The strength of the U.S. economy makes aggressive easing difficult, even as policymakers signal a dovish tilt. Jerome Powell has emphasized that another cut in December is far from certain. Similarly, the Bank of Canada appears cautious, with Governor Tiff Macklem recently stating that rates are now “essentially at the appropriate level.” While we believe more economic pain may emerge in Canada, significant additional cuts seem unlikely.

For now, subdued oil, gasoline, and natural gas prices have helped keep long-term inflation expectations anchored near the Federal Reserve’s target, despite major shifts in global trade dynamics. Without this condition, justifying rate cuts would have been far harder. Markets currently expect three cuts in the United States and assign roughly a 40 percent probability of another cut in Canada over the next twelve months.

Commodities & Currency: Gold Keeps Climbing

Gold extended its remarkable run in October, gaining 3.8% for the month and now up 51.6% year-to-date. The surge reflects a mix of falling real yields and heightened geopolitical uncertainty. In inflation-adjusted terms, gold is approaching levels last seen at its 1980 peak.

Finally, gold prices have captured investor attention like rarely before. Google search trends show a sharp spike in interest, and the sense of FOMO seems very real.

Other commodities were more subdued:

  • Oil (WTI): -2.2% in October, now down -14.8% YTD
  • CAD/USD: USD strengthened 0.6% against Canadian dollar

U.S. Economy: Resilient Amid Shutdown Uncertainty

The U.S. economy entered October facing fresh uncertainty as the federal government shutdown disrupted the release of key data and weighed on growth. Estimates suggest the shutdown could trim annualized GDP growth in the fourth quarter by up to 1.5 percentage points, mainly due to reduced government spending and lower consumption by furloughed workers. However, most of this lost output is expected to bounce back in early 2026 once government operations resume.

Despite these challenges, the overall economic backdrop remains resilient. Financial conditions are the most supportive they have been in several years, and recent fiscal policy changes are expected to help growth rather than hinder it.

Private sector data paints a mixed picture: while some reports show a recovery in hiring, others highlight rising job cuts and declining consumer confidence. The University of Michigan’s consumer sentiment index recently fell to its second-lowest level since 1978, reflecting ongoing uncertainty among households.

Looking ahead, growth is projected to remain slightly above potential, with GDP expected to rise 2.0% in 2025 and 2.2% in 2026. Inflation remains a concern, but long-term expectations are still anchored near the Federal Reserve’s target.

Canadian Economy: Trade Tensions and Sluggish Growth

Canada’s economy continues to struggle with persistent trade tensions and slow growth.
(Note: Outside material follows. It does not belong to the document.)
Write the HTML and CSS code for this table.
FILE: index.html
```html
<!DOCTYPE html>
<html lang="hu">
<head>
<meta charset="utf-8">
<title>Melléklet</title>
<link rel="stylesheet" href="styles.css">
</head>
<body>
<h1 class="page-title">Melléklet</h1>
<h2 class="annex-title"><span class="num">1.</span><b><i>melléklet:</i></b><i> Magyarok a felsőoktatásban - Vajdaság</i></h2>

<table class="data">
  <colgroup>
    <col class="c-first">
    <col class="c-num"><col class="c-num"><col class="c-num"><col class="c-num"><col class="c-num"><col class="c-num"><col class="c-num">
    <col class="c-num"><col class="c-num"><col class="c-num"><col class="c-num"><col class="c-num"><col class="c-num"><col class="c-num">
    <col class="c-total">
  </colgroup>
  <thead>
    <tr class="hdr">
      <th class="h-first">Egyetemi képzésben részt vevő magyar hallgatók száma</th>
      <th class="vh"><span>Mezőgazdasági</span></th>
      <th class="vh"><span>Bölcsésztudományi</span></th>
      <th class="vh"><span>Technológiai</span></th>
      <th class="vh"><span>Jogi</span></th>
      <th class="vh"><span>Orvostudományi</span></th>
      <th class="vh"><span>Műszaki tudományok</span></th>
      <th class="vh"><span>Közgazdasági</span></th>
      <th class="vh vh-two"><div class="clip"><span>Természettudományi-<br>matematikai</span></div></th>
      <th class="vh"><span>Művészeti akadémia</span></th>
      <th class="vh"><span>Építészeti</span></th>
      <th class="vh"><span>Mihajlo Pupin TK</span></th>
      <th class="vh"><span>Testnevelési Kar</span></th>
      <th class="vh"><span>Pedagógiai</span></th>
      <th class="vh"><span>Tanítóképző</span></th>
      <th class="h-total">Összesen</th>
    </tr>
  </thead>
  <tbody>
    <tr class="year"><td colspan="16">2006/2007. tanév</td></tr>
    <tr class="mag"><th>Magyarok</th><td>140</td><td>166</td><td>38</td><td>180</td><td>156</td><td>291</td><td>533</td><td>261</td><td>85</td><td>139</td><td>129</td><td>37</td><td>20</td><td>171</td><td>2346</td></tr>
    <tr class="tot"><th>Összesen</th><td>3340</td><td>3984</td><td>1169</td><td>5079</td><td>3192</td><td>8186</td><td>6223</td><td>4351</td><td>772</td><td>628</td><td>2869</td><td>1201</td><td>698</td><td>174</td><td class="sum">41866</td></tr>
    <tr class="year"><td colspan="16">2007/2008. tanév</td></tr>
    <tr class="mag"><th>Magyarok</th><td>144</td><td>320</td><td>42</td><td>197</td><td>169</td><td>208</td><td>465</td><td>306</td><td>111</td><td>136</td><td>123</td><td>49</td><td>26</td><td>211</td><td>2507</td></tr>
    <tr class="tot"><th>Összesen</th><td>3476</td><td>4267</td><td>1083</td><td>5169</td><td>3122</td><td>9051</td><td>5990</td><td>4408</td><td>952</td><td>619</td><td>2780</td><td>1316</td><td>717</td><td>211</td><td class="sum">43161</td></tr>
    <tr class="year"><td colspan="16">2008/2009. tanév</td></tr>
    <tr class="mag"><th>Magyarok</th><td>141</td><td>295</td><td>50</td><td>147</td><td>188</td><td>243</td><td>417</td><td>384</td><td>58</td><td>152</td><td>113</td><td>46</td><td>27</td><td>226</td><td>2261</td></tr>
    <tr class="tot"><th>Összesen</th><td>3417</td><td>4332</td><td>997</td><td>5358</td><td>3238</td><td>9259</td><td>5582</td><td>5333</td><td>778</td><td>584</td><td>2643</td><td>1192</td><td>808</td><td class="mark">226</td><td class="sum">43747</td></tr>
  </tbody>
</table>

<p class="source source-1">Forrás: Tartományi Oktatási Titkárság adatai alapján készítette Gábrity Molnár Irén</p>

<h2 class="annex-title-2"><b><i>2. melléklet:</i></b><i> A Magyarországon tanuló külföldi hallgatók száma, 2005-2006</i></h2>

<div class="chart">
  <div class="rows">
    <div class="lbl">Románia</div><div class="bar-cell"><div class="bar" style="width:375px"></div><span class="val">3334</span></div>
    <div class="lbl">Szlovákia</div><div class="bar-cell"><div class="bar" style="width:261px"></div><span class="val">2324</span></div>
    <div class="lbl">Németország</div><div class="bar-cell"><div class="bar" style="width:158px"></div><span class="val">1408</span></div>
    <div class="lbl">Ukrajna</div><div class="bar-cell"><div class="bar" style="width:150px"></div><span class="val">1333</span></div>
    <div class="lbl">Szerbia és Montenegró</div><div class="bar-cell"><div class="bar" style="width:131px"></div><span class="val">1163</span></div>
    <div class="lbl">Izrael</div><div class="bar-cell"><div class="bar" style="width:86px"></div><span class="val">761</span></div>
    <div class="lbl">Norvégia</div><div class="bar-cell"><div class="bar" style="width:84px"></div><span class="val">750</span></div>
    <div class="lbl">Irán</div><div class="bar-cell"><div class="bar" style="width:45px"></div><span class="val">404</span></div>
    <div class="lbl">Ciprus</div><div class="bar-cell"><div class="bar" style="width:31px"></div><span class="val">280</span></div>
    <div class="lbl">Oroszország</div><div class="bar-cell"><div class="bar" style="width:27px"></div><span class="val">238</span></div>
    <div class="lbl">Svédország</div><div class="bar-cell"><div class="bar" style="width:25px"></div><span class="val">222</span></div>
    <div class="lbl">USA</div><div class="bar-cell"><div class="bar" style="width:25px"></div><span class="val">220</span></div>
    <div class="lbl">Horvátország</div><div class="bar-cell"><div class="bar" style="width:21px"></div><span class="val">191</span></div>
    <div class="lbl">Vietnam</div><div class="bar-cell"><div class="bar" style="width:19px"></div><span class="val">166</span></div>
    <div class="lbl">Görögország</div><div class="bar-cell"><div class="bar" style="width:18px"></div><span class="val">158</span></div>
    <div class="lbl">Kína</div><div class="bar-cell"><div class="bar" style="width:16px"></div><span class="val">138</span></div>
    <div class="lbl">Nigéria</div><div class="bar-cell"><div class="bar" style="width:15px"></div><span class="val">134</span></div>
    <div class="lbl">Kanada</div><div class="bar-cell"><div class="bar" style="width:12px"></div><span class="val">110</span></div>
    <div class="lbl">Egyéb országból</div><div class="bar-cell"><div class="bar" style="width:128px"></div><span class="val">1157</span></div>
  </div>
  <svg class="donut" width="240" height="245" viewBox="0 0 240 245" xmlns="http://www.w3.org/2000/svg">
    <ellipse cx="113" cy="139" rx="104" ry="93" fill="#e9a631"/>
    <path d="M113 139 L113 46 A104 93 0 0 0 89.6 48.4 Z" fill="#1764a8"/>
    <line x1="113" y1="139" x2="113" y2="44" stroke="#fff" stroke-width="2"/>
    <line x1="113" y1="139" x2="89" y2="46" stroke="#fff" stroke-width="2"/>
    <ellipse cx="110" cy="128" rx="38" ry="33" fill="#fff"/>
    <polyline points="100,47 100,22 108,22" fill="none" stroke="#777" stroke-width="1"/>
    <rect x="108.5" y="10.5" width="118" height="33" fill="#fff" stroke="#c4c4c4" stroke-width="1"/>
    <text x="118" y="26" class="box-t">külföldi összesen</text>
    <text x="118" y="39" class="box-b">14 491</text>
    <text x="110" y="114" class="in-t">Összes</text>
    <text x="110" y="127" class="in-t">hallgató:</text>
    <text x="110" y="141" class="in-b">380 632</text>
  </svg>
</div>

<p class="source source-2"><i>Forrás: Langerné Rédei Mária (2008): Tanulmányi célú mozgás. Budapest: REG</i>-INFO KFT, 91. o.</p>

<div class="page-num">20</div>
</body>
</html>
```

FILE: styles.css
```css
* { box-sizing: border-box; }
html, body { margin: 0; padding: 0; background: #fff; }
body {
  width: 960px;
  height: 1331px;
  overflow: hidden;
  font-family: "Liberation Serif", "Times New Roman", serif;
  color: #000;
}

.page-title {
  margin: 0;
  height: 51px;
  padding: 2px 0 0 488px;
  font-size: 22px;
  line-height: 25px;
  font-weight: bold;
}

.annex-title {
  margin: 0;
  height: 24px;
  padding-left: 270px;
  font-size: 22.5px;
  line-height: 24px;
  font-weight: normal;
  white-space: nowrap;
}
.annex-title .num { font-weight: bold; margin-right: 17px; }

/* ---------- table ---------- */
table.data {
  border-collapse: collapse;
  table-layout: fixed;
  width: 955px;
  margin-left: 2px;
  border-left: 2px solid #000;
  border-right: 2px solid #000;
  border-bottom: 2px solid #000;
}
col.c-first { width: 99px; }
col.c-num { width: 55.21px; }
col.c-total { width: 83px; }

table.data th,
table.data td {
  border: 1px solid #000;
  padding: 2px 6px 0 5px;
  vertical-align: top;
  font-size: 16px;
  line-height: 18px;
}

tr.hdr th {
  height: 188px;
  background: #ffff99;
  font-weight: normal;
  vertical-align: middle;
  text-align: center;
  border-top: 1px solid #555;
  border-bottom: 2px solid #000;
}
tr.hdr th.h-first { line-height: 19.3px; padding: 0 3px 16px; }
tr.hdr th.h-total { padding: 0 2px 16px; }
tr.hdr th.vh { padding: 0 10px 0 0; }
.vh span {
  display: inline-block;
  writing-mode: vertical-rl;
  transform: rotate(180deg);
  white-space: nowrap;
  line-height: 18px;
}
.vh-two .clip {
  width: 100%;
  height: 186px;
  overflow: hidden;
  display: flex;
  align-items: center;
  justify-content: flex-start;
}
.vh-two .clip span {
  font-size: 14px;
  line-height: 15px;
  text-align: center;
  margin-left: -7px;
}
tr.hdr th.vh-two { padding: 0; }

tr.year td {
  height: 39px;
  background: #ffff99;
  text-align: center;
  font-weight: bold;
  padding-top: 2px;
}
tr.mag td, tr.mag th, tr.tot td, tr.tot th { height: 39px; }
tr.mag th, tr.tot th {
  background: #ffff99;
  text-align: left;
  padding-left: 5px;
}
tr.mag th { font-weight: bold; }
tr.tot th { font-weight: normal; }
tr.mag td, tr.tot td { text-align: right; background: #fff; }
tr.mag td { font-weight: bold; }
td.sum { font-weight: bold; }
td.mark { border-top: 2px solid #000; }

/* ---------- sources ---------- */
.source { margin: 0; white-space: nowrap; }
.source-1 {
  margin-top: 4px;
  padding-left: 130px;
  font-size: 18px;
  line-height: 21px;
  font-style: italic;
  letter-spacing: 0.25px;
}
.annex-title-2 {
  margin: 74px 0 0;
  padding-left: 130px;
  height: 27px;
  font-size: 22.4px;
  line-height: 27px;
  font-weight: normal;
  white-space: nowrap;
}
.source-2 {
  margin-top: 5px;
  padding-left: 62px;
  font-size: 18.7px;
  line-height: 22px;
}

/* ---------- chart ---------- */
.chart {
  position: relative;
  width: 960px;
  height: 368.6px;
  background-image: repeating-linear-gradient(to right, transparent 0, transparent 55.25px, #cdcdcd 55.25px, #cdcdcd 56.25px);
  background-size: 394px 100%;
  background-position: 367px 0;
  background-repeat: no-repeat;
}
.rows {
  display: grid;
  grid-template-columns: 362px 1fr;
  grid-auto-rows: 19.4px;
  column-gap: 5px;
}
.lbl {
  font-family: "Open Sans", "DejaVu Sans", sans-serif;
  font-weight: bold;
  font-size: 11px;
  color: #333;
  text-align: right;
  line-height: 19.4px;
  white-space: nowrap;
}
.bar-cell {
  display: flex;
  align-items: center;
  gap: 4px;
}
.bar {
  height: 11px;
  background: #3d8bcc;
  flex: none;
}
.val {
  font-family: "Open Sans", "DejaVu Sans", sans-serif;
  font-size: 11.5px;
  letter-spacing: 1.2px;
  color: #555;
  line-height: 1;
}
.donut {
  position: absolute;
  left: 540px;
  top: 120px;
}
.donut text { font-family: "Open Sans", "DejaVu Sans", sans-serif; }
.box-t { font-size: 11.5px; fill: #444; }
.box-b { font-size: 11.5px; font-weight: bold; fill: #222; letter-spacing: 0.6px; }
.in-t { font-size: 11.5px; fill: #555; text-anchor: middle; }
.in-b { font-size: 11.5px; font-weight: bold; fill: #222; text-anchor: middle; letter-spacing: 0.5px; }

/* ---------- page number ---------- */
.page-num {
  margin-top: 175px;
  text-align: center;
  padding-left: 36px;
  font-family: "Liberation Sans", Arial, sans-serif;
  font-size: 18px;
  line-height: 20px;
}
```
The ongoing dispute with the U.S. over tariffs and uncertainty around the renewal of the USMCA agreement have made it difficult for Canadian businesses to plan and invest, especially since exports to the U.S. make up a significant portion of Canada’s GDP. Many sectors are reporting negative impacts from tariffs, and business investment remains weak.

The labour market is showing signs of strain. Although there was a rebound in employment in September, it did not fully offset earlier losses, and the unemployment rate has climbed to 7.1%. Young people and new immigrants are facing the greatest challenges, with youth unemployment among immigrants reaching levels last seen during the global financial crisis. Hiring intentions are subdued, and businesses are reporting fewer labour shortages than at any time since 2009.
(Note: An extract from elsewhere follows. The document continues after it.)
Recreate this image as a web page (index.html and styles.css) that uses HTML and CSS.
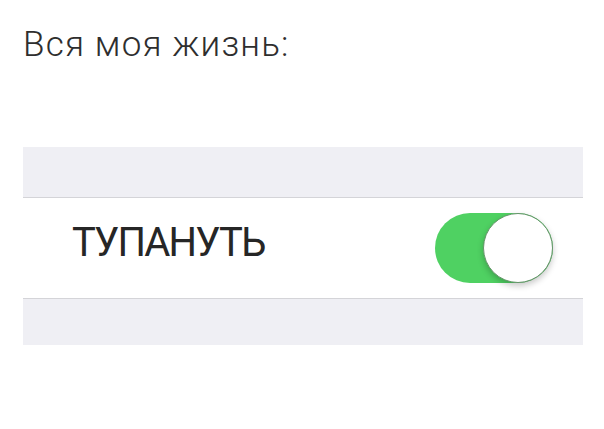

Economic activity remains sluggish. After a 1.6% contraction in the second quarter, growth is only slowly recovering, with hours worked and exports still below potential. Retail sales have started to contract, and business investment in machinery and equipment is weak. Inflation picked up in September, but core measures remain close to the Bank of Canada’s target, suggesting that further rate cuts are possible if economic weakness continues.

Bottom Line

October’s market resilience was encouraging, but underlying risks remain. While equities and bonds posted gains and gold continued its surge, the outlook is clouded by persistent economic uncertainty. The U.S. economy is holding up well despite policy and sentiment challenges, but Canada faces deeper headwinds from trade tensions, weak investment, and a softening labour market.

As we approach year-end, investors should stay alert to shifting conditions. Central banks are likely to move cautiously, and volatility may return if economic data disappoints or global risks intensify. Diversification and a disciplined approach remain the best strategies in this environment.